This is an automated email from the ASF dual-hosted git repository.
cloud-fan pushed a commit to branch branch-4.x
in repository https://gitbox.apache.org/repos/asf/spark.git
The following commit(s) were added to refs/heads/branch-4.x by this push:
new d75c74f0060f [SPARK-57109][SQL] SYSTEM.SESSION should not be part of
SYSTEM_PATH
d75c74f0060f is described below
commit d75c74f0060f98d8a01ca9e131dbcde7675912db
Author: Serge Rielau <[email protected]>
AuthorDate: Sun May 31 09:00:02 2026 +0800
[SPARK-57109][SQL] SYSTEM.SESSION should not be part of SYSTEM_PATH
### What changes were proposed in this pull request?

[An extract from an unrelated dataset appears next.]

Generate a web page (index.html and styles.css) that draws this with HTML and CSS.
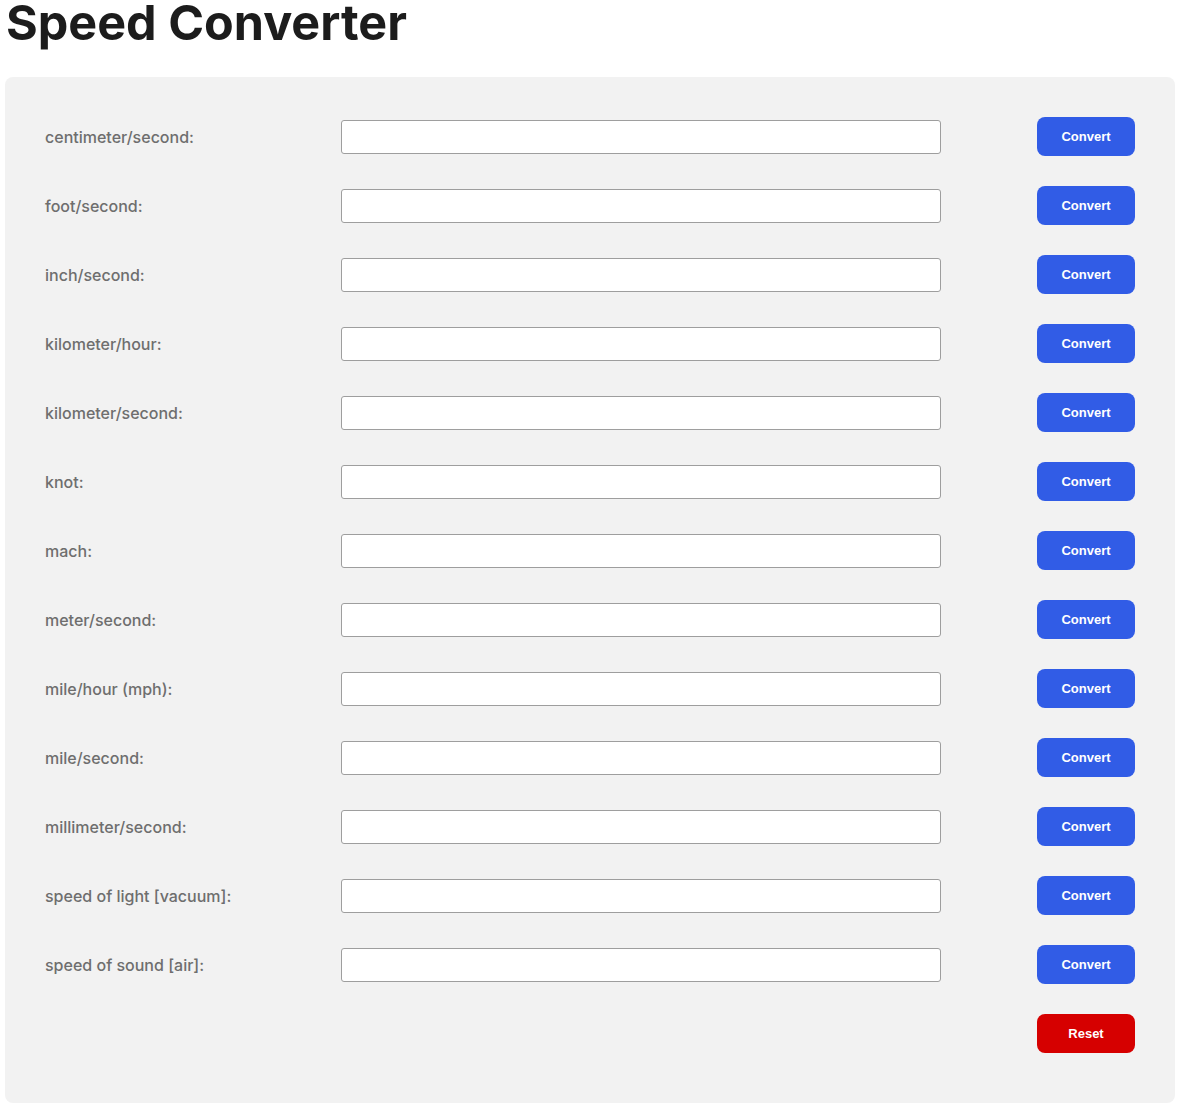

Remove `system.session` from the expansion of the `SYSTEM_PATH` virtual
schema in `SET PATH`.
- `SET PATH = SYSTEM_PATH` now expands to just `system.builtin` (the
system-managed namespaces under the `system` catalog).
- `DEFAULT_PATH` is unchanged: it still expands to `system.builtin`,
`system.session`, and the current schema (when `spark.sql.defaultPath` is
empty).
Mechanically this decouples `SQLConf.systemPathOrder` from
`SQLConf.defaultPathOrder` -- the former is now a fixed `[system.builtin]`,
while the latter still seeds both system entries plus any catalog entries. The
standalone-test fallback in
`SessionCatalog.sessionFunctionKindsInResolutionOrder` switches to
`defaultPathOrder(Seq.empty)` so unqualified temp functions remain resolvable
in tests with no `CatalogManager` bound.
Docs (`docs/sql-ref-syntax-aux-conf-mgmt-set-path.md`) and the SQL golden
test (`sql-path.sql`) are updated accordingly. A new `SET PATH = SYSTEM_PATH,
CURRENT_SCHEMA` example is added, since that combination is the canonical
"system functions plus my working schema" path.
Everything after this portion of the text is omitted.